Crows Gone Wild! What are they doing?

John Marzluff was my guess too. Maybe it’s Tony Angell then. Whoever it is, how cool would it be to make a living studying crows? When I lived and worked in Seattle, I found several of the ones they had banded and reported them to their website. I hope I helped them out a little in their research.

Maybe the middle crow won The Lottery.

How about this guy? (Kevin J. McGowan)
http://www.birds.cornell.edu/crows/

Why? UW has excellent bus service. Perhaps he prefers the freedom and convenience of it to the shackles of the automobile.

“A Parliament of Rooks,” Vol 2 40.

A chauffeur driven automobile is pretty shackle less.

I bought a book from Marzluff’s table yesterday (Subirdia), and mentioned this exchange. He told me they get some pretty good conversations going on the bus.

Late to this party and I have no citations, but I live with an unkindness of ravens (all ravens are crows, but not all crows are ravens) and have witnessed this behavior twice. I have always called it ‘caucusing.’

First, the birds ‘call a meeting.’ They all gather in one spot and set up a big ruckus. This goes on for quite awhile (also how I know what is happening). Then they brutalize the outlier. In the first instance I witnessed, they did not kill him (her?). In the second, they did. Both times, they remained up in the trees and didn’t form a circle, but they did surround the victim. There were at least a hundred, maybe more. After their attack, both victims were on the ground, one hurt and one dead.

They did not seem to care I was around either time. But as I said, I’ve lived with them for a decade so am a familiar presence. I did not interfere in any way, just observed.

They are fascinating creatures to watch.

One time I was walking along a semi-obscure frontage road in Berkeley near the Bay. There were a lot of crows perched on telephone poles along my route.

You know that thing they do in situation comedies and cartoons where there’s supposed to be a whole line of people, but only a few people are available (reviewing the troops, greeting line, etc.) so the few people will form a short line with the far end person peeling off and running to the other end continuously, to make the line seem endless?

The crows did that on the telephone poles as I walked by, all the way down that long street. They might have fooled me if it weren’t for all that flapping. :slight_smile:

I honestly did not know what to make of it. Felt like a sort of honor guard or something.

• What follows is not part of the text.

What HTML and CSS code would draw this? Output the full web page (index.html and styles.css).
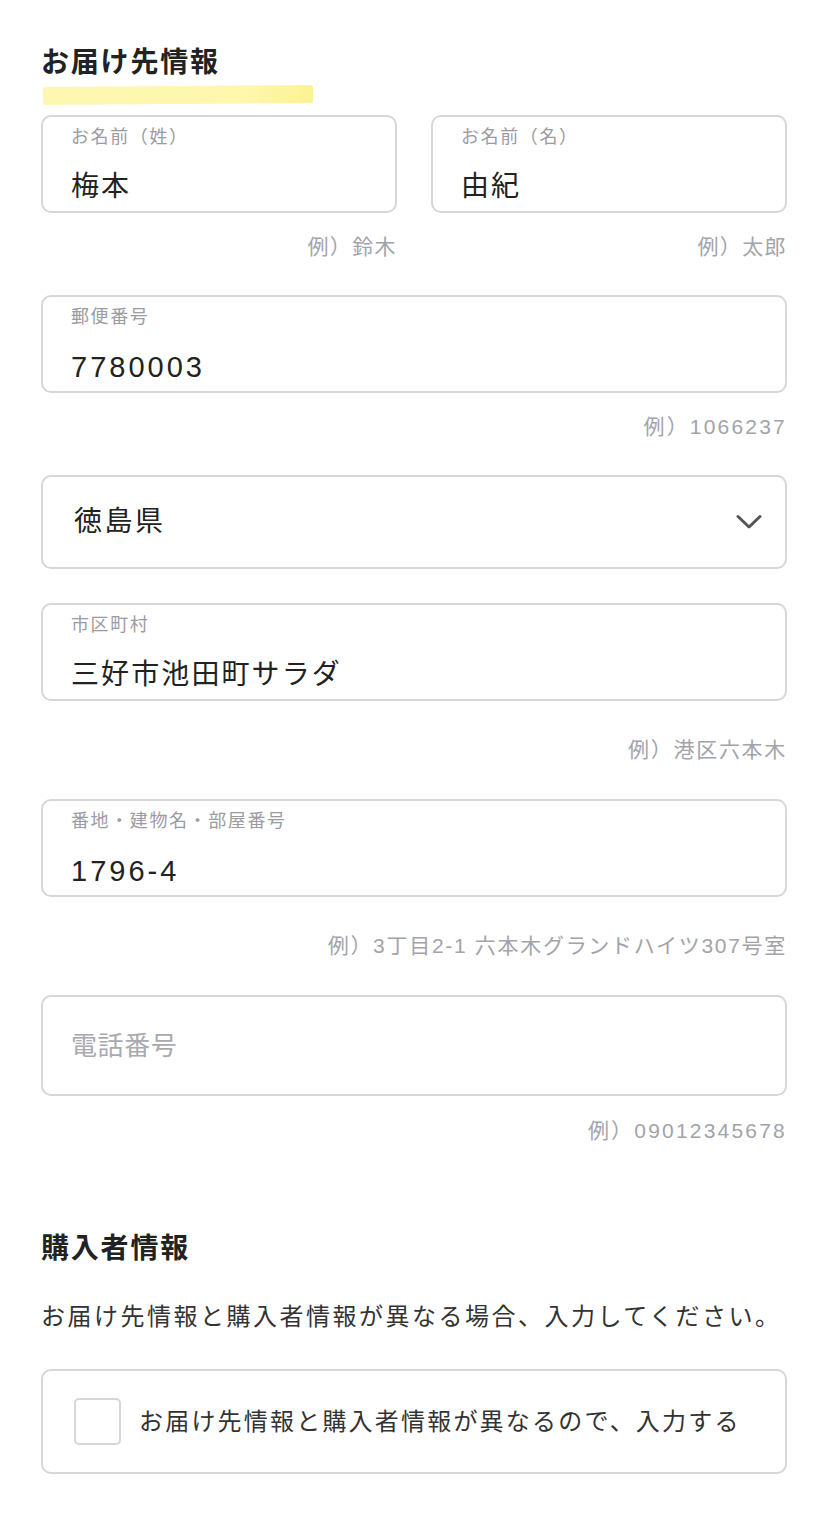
FILE: index.html
```html
<!DOCTYPE html>
<html lang="ja">
<head>
    <meta charset="UTF-8">
    <meta name="viewport" content="width=device-width, initial-scale=1.0">
    <title>お届け先情報</title>
    <link rel="stylesheet" href="styles.css">
</head>
<body>
    <main id="page">
        <section class="form-section">
            <h2 class="section-title">お届け先情報</h2>
            <div class="title-mark"></div>

            <div class="name-row">
                <div class="field">
                    <div class="box">
                        <span class="label">お名前（姓）</span>
                        <span class="value">梅本</span>
                    </div>
                    <p class="hint">例）鈴木</p>
                </div>
                <div class="field">
                    <div class="box">
                        <span class="label">お名前（名）</span>
                        <span class="value">由紀</span>
                    </div>
                    <p class="hint">例）太郎</p>
                </div>
            </div>

            <div class="field">
                <div class="box">
                    <span class="label">郵便番号</span>
                    <span class="value num">7780003</span>
                </div>
                <p class="hint num">例）1066237</p>
            </div>

            <div class="field">
                <div class="select-box">
                    <span class="select-value">徳島県</span>
                    <svg class="chevron" width="26" height="16" viewBox="0 0 26 16">
                        <polyline points="2,2.5 13,13 24,2.5" fill="none" stroke="#555" stroke-width="3" stroke-linecap="round" stroke-linejoin="round"/>
                    </svg>
                </div>
            </div>

            <div class="field field-far">
                <div class="box">
                    <span class="label">市区町村</span>
                    <span class="value">三好市池田町サラダ</span>
                </div>
                <p class="hint hint-far">例）港区六本木</p>
            </div>

            <div class="field field-far">
                <div class="box">
                    <span class="label">番地・建物名・部屋番号</span>
                    <span class="value num">1796-4</span>
                </div>
                <p class="hint hint-far">例）3丁目2-1 六本木グランドハイツ307号室</p>
            </div>

            <div class="field">
                <div class="box box-empty">
                    <span class="placeholder">電話番号</span>
                </div>
                <p class="hint hint-phone num">例）09012345678</p>
            </div>
        </section>

        <section class="form-section buyer">
            <h2 class="section-title">購入者情報</h2>
            <p class="note">お届け先情報と購入者情報が異なる場合、入力してください。</p>
            <label class="check-card">
                <span class="check"></span>
                <span class="check-text">お届け先情報と購入者情報が異なるので、入力する</span>
            </label>
        </section>
    </main>
</body>
</html>
```

FILE: styles.css
```css
body {
    margin: 0;
    padding: 0;
    background: #fff;
    color: #222;
    font-family: "Liberation Sans", "Noto Sans CJK JP", sans-serif;
}
#page {
    padding: 43px 39px 40px 41px;
}
.section-title {
    margin: 0;
    font-size: 28px;
    line-height: 40px;
    font-weight: bold;
    letter-spacing: 1.8px;
    color: #222;
}
.title-mark {
    width: 270px;
    height: 18px;
    margin: 3px 0 11px 2px;
    background: linear-gradient(90deg, #fdf7b2, #fef7ac 75%, #fcf295);
    border-radius: 2px;
    transform: rotate(-0.4deg);
    filter: blur(0.6px);
}
.name-row {
    display: grid;
    grid-template-columns: 1fr 1fr;
    gap: 34px;
}
.field {
    margin-bottom: 34px;
}
.field-far {
    margin-bottom: 35px;
}
.box {
    box-sizing: border-box;
    height: 98px;
    border: 2px solid #d6d6db;
    border-radius: 10px;
    padding: 8px 28px 0;
    display: flex;
    flex-direction: column;
}
.label {
    font-size: 18px;
    line-height: 24px;
    color: #9b9ba1;
    letter-spacing: 1.6px;
}
.value {
    margin-top: 18px;
    font-size: 28px;
    line-height: 40px;
    letter-spacing: 2.1px;
    color: #222;
}
.value.num {
    font-size: 29px;
    letter-spacing: 3px;
}
.box-empty {
    height: 101px;
    padding-top: 0;
    justify-content: center;
}
.placeholder {
    font-size: 26px;
    line-height: 40px;
    letter-spacing: 0.6px;
    color: #a9a9b0;
}
.hint {
    margin: 20px 0 0;
    text-align: right;
    font-size: 21px;
    line-height: 28px;
    letter-spacing: 1.4px;
    color: #a3a3aa;
}
.hint.num {
    letter-spacing: 2.2px;
}
.hint-far {
    margin-top: 35px;
    letter-spacing: 1.7px;
}
.hint-phone {
    margin-top: 21px;
    letter-spacing: 2.6px;
}
.select-box {
    box-sizing: border-box;
    height: 94px;
    border: 2px solid #d6d6db;
    border-radius: 10px;
    padding: 0 23px 0 31px;
    display: flex;
    align-items: center;
    justify-content: space-between;
}
.select-value {
    font-size: 28px;
    line-height: 40px;
    letter-spacing: 2.5px;
    color: #222;
}
.buyer {
    margin-top: 84px;
}
.note {
    margin: 30px 0 34px;
    font-size: 24px;
    line-height: 36px;
    letter-spacing: 2.5px;
    color: #333;
}
.check-card {
    box-sizing: border-box;
    height: 105px;
    border: 2px solid #d6d6db;
    border-radius: 10px;
    padding: 0 31px;
    display: flex;
    align-items: center;
    gap: 18px;
}
.check {
    box-sizing: border-box;
    width: 47px;
    height: 47px;
    flex: none;
    border: 2px solid #d6d6db;
    border-radius: 5px;
}
.check-text {
    font-size: 24px;
    line-height: 36px;
    letter-spacing: 2.2px;
    color: #333;
}
```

I’ve seen birds do that. I think one of them farts.

Around here, if you have something that looks like a gun in your hand, the crows seem to make themselves scarce. I have chickens, and I like having the crows around. I know if there is another predator in the area, the crows scream bloody murder. I have sat and watched a fox be harassed by a group of crows, they won’t let him sneak up on anything.